Commercial banks were the major purchasers of low-risk government paper leading to crowding out of private sector loans resulting in lower economic activity with its consequent negative impact on tax collections. Unfunded debt, from savings schemes, was yet another source of revenue for the Dar-led Finance Ministry - and reliance on this source rose from 2 trillion rupees in 2013 to 2.4 trillion rupees in 2015. Dar also claims that the government is successfully embarked on long term as opposed to short term more expensive loans.
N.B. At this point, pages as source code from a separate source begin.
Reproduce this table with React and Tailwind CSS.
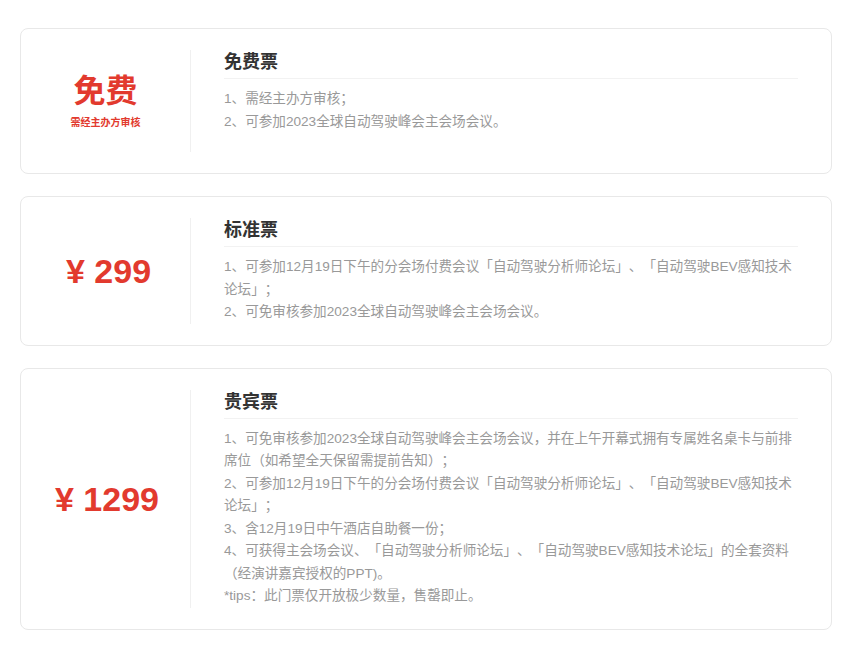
import React from "react";

const font = { fontFamily: '"Liberation Sans", "Noto Sans CJK SC", sans-serif' };

function Card({ left, title, lines, minH }) {
  return (
    <div className="flex rounded-lg border border-[#e8e8e8] bg-white py-[21px]">
      <div className="flex w-[169px] shrink-0 flex-col items-center justify-center">{left}</div>
      <div className={`flex-1 border-l border-[#f0f0f0] pl-[33px] pr-[33px] ${minH ? "min-h-[102px]" : ""}`}>
        <div className="border-b border-[#f2f2f2] pb-1 text-[18px] font-bold leading-6 text-[#333]">{title}</div>
        <div className="mt-[9px] text-[13.6px] leading-[22.5px] text-[#999] [text-spacing-trim:space-all]">
          {lines.map((l, i) => (
            <p key={i}>{l}</p>
          ))}
        </div>
      </div>
    </div>
  );
}

export default function App() {
  return (
    <div className="min-h-screen bg-white px-5 pt-7 pb-5" style={font}>
      <div className="flex flex-col gap-[22px]">
        <Card
          minH
          left={
            <>
              <div className="text-[32px] font-bold leading-[36px] text-[#e23a2e]">免费</div>
              <div className="mt-[7px] text-[10px] font-bold leading-[14px] text-[#e23a2e]">需经主办方审核</div>
            </>
          }
          title="免费票"
          lines={["1、需经主办方审核；", "2、可参加2023全球自动驾驶峰会主会场会议。"]}
        />
        <Card
          left={<div className="pl-[6px] text-[34px] font-bold leading-[40px] text-[#e23a2e]">¥&nbsp;299</div>}
          title="标准票"
          lines={[
            "1、可参加12月19日下午的分会场付费会议「自动驾驶分析师论坛」、「自动驾驶BEV感知技术论坛」；",
            "2、可免审核参加2023全球自动驾驶峰会主会场会议。",
          ]}
        />
        <Card
          left={<div className="pl-[3px] text-[34px] font-bold leading-[40px] text-[#e23a2e]">¥&nbsp;1299</div>}
          title="贵宾票"
          lines={[
            "1、可免审核参加2023全球自动驾驶峰会主会场会议，并在上午开幕式拥有专属姓名桌卡与前排席位（如希望全天保留需提前告知）；",
            "2、可参加12月19日下午的分会场付费会议「自动驾驶分析师论坛」、「自动驾驶BEV感知技术论坛」；",
            "3、含12月19日中午酒店自助餐一份；",
            "4、可获得主会场会议、「自动驾驶分析师论坛」、「自动驾驶BEV感知技术论坛」的全套资料（经演讲嘉宾授权的PPT)。",
            "*tips：此门票仅开放极少数量，售罄即止。",
          ]}
        />
      </div>
    </div>
  );
}
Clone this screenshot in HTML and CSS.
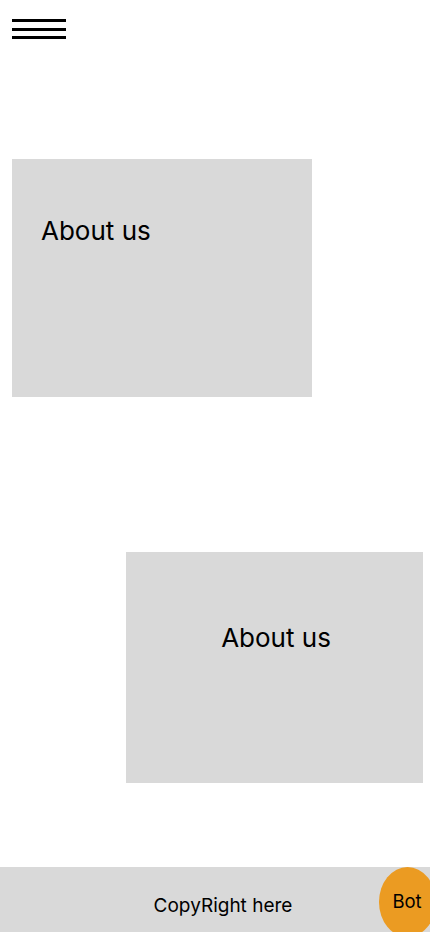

This is not verified by data on the State Bank of Pakistan website: short term external debt was no more than 0.8 billion rupees in June 2013, 69.3 billion rupees in June 2014 and 52.7 billion rupees in June 2015.
It is unfortunate that the IMF Mission Chief for Pakistan's ongoing programme is not only accepting manipulated data, a deficit that is compromising growth, but also appears to be focused on total revenue collections rather than on the source of revenue which is strengthening the hands of the Finance Ministry to the detriment of domestic economic activity. At the same time the Prime Minister continues to praise Ishaq Dar's accomplishments at all fora based on manipulated data and appears to give little importance to the country's rising indebtedness since he came to power.
One would urge the Prime Minister to allow a truly independent panel of experts to determine the effectivity of the taxation measures in place today, and be wary of appointing a set of experts whose criticism can be muffled by dint of being a member of such a monitoring committee. The need of the hour is an independent committee to evaluate the true impact on the economy of the flawed tax measures as well as the marked rise in reliance on external and domestic debt; but this may not be possible as long as the Federal Bureau of Statistics is under the administrative control of the Ministry of Finance.